La deuxième dynamique est celle des groupements d'entreprises qui se sont fédérés pour mettre en place le « Consortium Malagasy pour l'OHADA ». Il s'agit d'une entente entre le Groupement des Entreprises de Madagascar (GEM), le Fivondronan'ny Mpandraharaha Malagasy (FIVMPAMA) et le Syndicat des Industries de Madagascar (SIM), les trois principaux groupements du secteur privés à Madagascar. Ils unissent leurs voix pour plaider, de manière unanime, en faveur de l'adhésion de la Grande Île à l'OHADA. Leurs principaux arguments incluent, entre autres, la pertinence de l'Organisation pour répondre aux défis d'attractivité à travers la sécurité juridique qu'elle offre. En effet, l'OHADA a mis en place plusieurs dispositifs destinés à la démocratisation du processus de création des normes (à travers le déploiement des Commissions Nationales OHADA), à la stabilisation législative (garantie par les mécanismes de révisions ou d'adoption des Actes Uniformes), et à la prévisibilité des décisions judiciaires (à travers les garanties de la cohérence des décisions judiciaires, nationales et supranationale). Ces dispositifs contribuent à maintenir une sécurité juridique qu'aucun État, individuellement, ne peut fournir compte tenu de la nature expansionniste et de la vocation transnationale des relations d'affaires.

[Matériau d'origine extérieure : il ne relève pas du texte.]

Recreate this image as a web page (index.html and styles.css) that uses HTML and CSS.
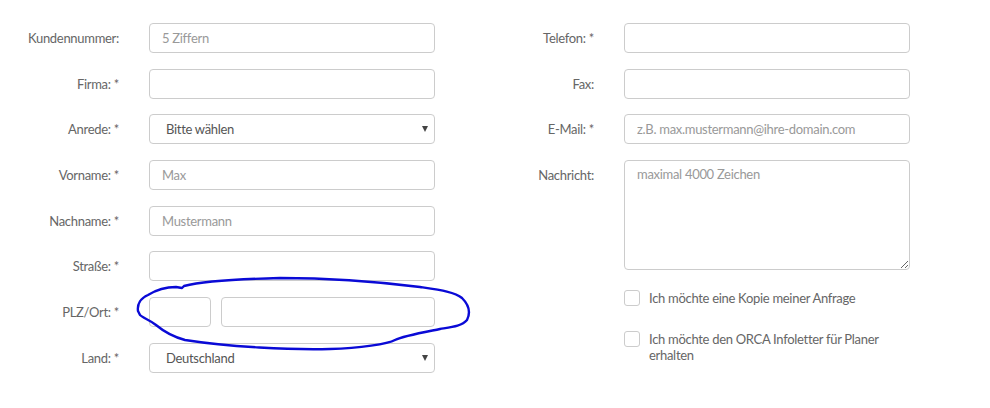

Ces trois évolutions (des relations d'affaires, de l'OHADA et du contexte malgache) amènent à repenser la position malgache par rapport à l'OHADA. Les relations d'affaires dépassent les frontières nationales, l'OHADA a prouvé son efficacité pour réaliser les missions qui lui sont attribuées, et les dynamiques nationales malgaches tendent, dès lors, vers l'adhésion à l'Organisation. D'un « pourquoi » d'il y a trente ou vingt ans, la question est devenue un « pourquoi pas ? ».